Dans la capitale des embouteillages, le vélo s'impose désormais comme un moyen de transport quotidien. Les femmes ne sont néanmoins qu'une petite minorité parmi les cyclistes. Bravant la peur, un nombre croissant d'entre elles apprenent à pédaler.

Silvia Juárez n'était jamais montée sur un vélo de sa vie... avant aujourd'hui. «Mes parents ne m'ont pas appris, ils n'avaient pas le temps», explique cette trentenaire, alors qu'elle tente de donner son premier coup de pédale.

Elle ne prête guère attention aux centaines de cyclistes qui roulent à vive allure à quelques mètres d'elle sur l'avenue Reforma, la grande artère de Mexico fermée tous les dimanches matin à la circulation automobile et livrée aux vélos. «Quand je vois les autres, ça a l'air simple. Mais c'est loin de l'être», dit-elle en cherchant l'équilibre. De centimètre en centimètre, la distance qu'elle parcourt sans poser le pied à terre s'allonge au fil de la matinée.

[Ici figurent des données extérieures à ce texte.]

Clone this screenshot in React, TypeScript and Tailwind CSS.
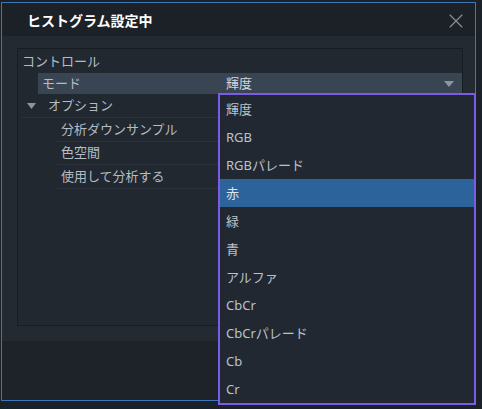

Silvia fait partie de ces milliers de femmes mexicaines qui ont décidé de dépasser leur peur et d'enfourcher le vélo. Laura Bustos Endoqui, une jeune cyclo-militante qui donne des cours gratuitement depuis deux ans à ces femmes, y voit aussi un acte de libération. «On considère que les femmes sont fragiles, qu'elles ne peuvent pas faire certaines choses. Nous voulons les aider à surmonter ces préjugés sexistes grâce au vélo.»

À Mexico, les cyclistes masculins sont quatre fois plus nombreux que les femmes à vélo. «Le vélo m'a rendue plus indépendante», explique Laura, qui considère que le boom du vélo «ne va pas s'arrêter».

Le dimanche à Mexico, c'est «tous en selle». Des flots de cyclistes de tous âges, des familles entières, qui viennent parfois de quartiers éloignés, se lancent à l'assaut de l'avenue Reforma. Depuis 2007, la mairie organise cette «promenade dominicale», un acte festif, mais aussi politique, d'occupation de la ville par le vélo.

En 2010 on a lancé le programme de prêt public de vélos Ecobici. L'an dernier, le nombre d'usagers, qui s'acquittent d'un abonnement annuel de 400 pesos (33$), est passé du simple au double. Le vélo ne sert plus seulement aux balades récréatives.

Prochainement, le réseau de pistes cyclables sera étendu du centre vers le sud de la ville. «Nous voulons montrer aux habitants qu'il s'agit d'un moyen de transport viable, pour améliorer la mobilité et décourager l'usage de la voiture», explique Ruth Meza, responsable des programmes de promotion de la bicyclette à la mairie de Mexico. Quelque 75% des cyclistes aimeraient faire du vélo leur moyen de transport principal, mais ils renoncent à cause des longues distances et des dangers.

Une course d'obstacles

Mélanie Lehoux, professeure de français qui effectue jusqu'à 25 km par jour pour se rendre à ses cours, décrit son «parcours d'obstacles» quotidien à Mexico: «Les multiples trous dans la chaussée, les déchets au sol, les fils électriques qui pendent, les inondations fréquentes.»

Elle dit comprendre la peur des apprentis cyclistes. «Le pire, c'est l'absence d'éducation routière. Les voitures considèrent que c'est leur espace.» Devant cette hostilité, Mélanie a le projet de confectionner de grandes ailes d'ange ornées de bandes réfléchissantes qui, accrochées sur son dos, obligeront les voitures à respecter la distance réglementaire de 1,5 m. «Je veux interpeller visuellement les automobilistes», explique-t-elle.

Sur Reforma, la statue de l'Ange de l'Indépendance, qui inspire le logo de la ville, symbole protecteur pour ses habitants, représente justement une femme. Un ange à vélo pour faire prendre conscience qu'il faut partager la ville?

80%

La proportion d'hommes parmi les cyclistes à Mexico, selon une étude de l'Institut des politiques pour le transport et le développement (ITDP), un organisme privé présent dans plusieurs pays du monde.